Pick out the lines in the listing below that contain the word "TypeScript" and copy them.

Data provided
---------------

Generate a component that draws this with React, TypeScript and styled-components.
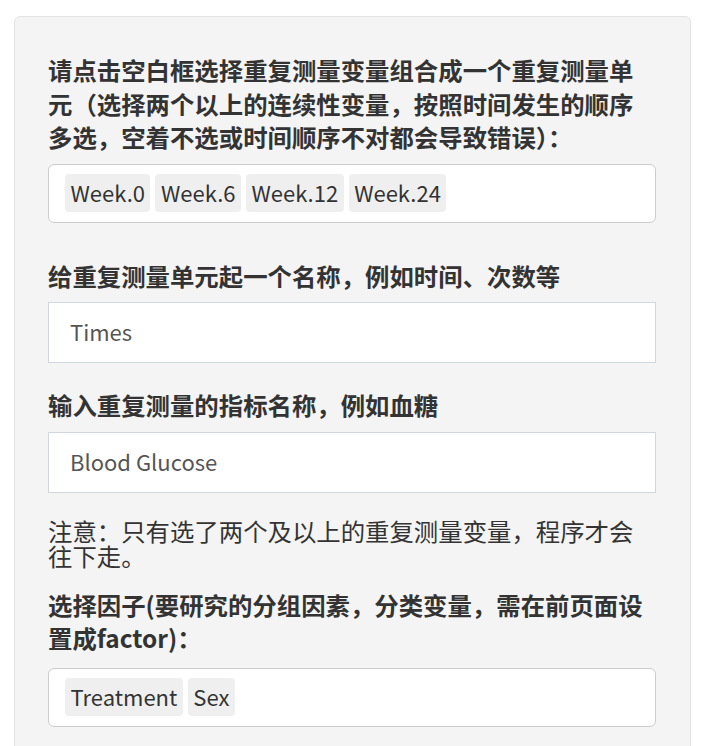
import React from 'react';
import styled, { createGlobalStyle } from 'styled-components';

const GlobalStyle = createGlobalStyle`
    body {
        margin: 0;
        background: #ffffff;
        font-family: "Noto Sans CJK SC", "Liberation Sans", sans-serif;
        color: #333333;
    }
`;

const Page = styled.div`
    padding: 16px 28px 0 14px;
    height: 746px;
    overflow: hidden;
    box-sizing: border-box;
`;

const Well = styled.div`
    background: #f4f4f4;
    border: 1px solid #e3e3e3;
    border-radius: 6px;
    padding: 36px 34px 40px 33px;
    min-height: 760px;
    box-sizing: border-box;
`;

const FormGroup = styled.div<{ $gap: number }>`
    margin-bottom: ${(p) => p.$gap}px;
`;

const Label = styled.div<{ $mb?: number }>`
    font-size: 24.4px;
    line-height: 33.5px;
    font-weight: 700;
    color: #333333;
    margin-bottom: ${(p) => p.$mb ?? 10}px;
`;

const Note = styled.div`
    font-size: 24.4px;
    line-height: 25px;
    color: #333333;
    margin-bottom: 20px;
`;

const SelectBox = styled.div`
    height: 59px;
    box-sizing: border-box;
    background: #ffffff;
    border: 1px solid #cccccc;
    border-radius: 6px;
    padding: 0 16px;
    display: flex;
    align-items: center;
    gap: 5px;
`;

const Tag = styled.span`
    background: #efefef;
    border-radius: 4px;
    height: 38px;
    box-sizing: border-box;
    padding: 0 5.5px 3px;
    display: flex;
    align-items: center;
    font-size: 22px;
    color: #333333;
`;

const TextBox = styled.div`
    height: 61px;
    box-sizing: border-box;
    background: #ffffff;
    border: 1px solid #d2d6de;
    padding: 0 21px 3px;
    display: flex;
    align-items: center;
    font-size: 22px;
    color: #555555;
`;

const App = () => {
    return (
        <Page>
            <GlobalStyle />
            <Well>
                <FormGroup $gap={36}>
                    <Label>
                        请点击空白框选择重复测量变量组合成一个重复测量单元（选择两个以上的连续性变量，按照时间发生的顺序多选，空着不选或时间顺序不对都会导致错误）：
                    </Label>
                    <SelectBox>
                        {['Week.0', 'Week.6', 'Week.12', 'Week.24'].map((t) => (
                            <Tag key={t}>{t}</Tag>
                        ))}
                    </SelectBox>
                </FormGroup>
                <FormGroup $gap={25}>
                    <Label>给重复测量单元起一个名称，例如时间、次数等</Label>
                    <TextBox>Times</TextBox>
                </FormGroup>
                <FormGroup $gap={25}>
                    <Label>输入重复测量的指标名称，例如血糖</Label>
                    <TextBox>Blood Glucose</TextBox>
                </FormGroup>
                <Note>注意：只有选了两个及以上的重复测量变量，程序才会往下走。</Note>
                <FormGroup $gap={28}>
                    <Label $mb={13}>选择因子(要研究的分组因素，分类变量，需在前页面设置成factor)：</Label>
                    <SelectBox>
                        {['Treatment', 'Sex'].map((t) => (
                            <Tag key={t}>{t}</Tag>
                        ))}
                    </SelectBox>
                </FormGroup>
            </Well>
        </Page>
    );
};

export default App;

---------------

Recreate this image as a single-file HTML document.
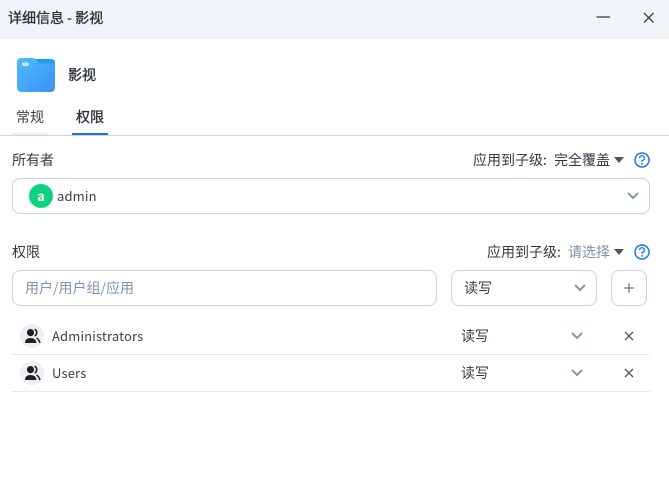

---------------

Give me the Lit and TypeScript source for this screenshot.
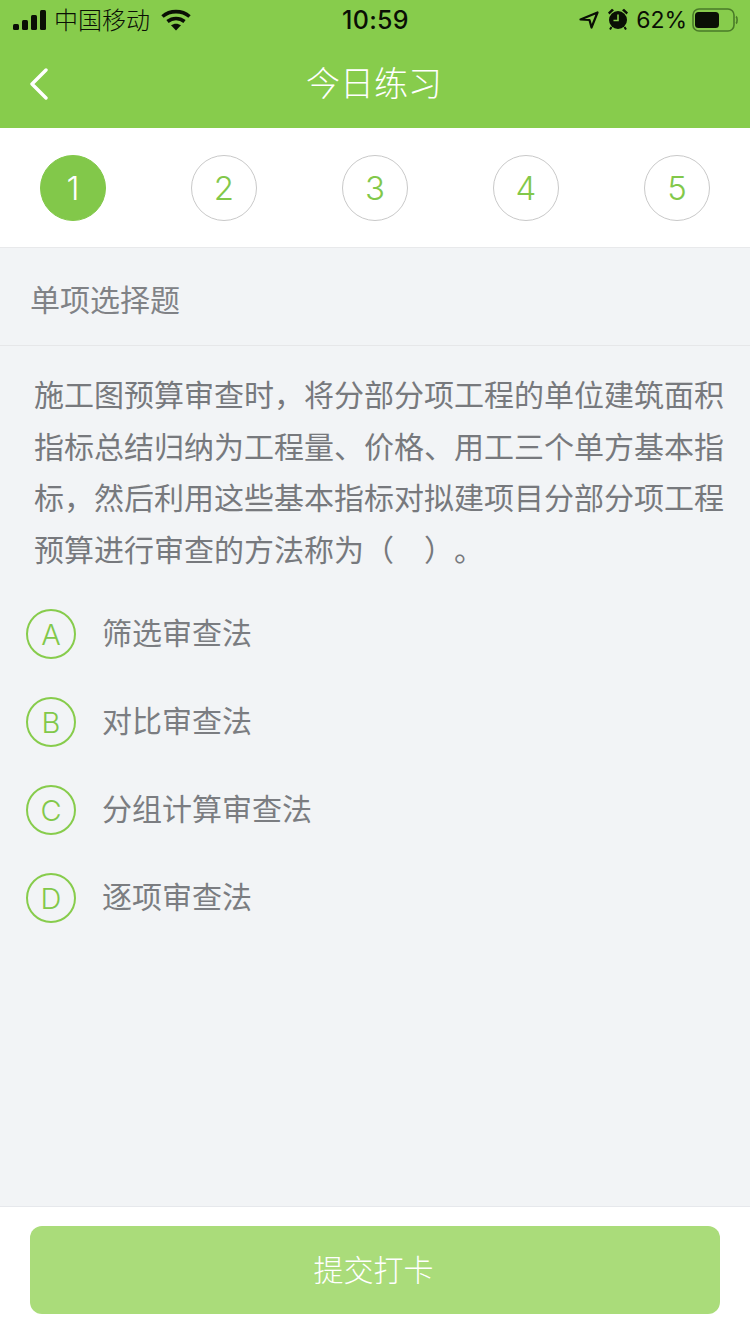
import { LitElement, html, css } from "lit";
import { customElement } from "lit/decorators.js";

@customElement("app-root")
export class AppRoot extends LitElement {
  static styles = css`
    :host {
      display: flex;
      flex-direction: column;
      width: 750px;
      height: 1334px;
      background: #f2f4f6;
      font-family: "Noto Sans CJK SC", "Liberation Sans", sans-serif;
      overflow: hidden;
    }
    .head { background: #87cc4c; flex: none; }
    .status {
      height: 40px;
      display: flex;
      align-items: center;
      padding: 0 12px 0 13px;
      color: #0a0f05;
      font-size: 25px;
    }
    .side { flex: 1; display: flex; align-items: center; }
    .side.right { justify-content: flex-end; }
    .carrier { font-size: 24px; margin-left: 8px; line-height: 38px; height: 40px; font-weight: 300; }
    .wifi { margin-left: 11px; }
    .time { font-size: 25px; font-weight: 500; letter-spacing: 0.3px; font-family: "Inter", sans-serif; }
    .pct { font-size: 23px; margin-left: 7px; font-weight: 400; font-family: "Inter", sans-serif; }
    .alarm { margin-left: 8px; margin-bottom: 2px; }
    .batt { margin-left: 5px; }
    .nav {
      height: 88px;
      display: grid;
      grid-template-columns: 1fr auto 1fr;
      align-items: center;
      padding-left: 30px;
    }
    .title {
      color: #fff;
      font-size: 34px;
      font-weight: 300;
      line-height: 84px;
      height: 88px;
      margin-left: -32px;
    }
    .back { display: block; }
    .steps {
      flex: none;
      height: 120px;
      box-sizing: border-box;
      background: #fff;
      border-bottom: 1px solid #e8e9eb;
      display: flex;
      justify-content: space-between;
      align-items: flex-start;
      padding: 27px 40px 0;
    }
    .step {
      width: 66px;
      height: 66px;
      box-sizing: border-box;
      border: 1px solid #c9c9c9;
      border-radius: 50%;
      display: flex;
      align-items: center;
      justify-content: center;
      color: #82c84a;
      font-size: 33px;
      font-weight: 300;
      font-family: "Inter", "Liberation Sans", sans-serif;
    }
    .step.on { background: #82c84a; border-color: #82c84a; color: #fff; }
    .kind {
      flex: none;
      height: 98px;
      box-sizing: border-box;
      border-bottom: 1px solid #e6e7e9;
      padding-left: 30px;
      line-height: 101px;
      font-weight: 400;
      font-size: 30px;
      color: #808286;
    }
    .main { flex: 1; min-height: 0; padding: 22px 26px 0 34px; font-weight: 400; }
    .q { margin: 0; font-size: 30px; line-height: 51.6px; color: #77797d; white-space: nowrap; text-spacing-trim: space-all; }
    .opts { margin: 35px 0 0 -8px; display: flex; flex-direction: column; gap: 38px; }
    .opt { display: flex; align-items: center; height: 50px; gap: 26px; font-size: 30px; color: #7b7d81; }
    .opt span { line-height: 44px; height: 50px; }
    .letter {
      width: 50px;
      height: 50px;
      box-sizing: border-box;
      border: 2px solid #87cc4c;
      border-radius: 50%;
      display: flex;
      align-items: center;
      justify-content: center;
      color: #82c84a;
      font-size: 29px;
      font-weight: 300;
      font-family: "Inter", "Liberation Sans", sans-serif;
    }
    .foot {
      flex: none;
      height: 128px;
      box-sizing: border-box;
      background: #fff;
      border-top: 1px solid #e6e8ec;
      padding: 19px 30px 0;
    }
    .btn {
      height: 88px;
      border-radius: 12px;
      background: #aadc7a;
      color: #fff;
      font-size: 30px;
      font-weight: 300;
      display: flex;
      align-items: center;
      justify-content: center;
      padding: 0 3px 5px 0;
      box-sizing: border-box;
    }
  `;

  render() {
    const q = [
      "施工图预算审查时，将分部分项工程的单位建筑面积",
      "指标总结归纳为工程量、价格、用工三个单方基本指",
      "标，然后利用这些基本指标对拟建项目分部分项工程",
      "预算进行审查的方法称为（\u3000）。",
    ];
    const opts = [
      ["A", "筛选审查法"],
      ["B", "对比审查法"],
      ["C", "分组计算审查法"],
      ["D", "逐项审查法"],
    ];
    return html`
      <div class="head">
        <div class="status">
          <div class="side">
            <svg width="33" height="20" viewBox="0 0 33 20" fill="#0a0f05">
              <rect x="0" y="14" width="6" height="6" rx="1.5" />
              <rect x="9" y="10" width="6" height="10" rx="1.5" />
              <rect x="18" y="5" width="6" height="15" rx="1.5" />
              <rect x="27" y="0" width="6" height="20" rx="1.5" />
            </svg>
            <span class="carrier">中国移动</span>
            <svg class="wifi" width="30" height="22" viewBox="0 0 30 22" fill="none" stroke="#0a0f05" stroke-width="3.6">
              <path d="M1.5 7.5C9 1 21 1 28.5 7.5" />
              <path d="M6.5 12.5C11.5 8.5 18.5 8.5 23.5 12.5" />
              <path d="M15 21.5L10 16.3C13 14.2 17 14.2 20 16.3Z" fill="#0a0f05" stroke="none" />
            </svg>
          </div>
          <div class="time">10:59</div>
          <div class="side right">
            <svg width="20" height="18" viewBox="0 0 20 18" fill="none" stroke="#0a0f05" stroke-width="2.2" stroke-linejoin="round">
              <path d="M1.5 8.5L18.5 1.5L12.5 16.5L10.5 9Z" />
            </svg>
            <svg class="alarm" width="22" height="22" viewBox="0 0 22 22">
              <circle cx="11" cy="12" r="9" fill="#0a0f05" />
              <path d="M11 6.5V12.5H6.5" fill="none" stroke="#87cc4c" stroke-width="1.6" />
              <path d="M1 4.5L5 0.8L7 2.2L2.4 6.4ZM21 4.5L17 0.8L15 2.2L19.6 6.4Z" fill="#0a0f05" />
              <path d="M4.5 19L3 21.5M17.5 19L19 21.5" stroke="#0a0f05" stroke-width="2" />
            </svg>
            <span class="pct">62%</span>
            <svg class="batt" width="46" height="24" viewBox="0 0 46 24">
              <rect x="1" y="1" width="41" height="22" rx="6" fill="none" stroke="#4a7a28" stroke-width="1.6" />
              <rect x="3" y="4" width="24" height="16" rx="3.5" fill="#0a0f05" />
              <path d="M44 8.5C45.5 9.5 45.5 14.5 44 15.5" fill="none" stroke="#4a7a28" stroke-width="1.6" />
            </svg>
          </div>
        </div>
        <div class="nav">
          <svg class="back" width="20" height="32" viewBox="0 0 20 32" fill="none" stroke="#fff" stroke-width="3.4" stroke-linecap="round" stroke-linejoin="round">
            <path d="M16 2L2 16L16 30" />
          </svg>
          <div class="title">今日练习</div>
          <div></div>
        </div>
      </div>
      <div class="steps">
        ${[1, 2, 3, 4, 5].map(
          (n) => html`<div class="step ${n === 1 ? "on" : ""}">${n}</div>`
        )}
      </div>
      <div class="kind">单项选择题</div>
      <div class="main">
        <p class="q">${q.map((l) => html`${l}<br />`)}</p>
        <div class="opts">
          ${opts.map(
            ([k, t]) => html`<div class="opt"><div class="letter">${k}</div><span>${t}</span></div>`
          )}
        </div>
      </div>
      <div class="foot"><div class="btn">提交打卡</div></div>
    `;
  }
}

---------------

Full solution
Generate a component that draws this with React, TypeScript and styled-components.
Give me the Lit and TypeScript source for this screenshot.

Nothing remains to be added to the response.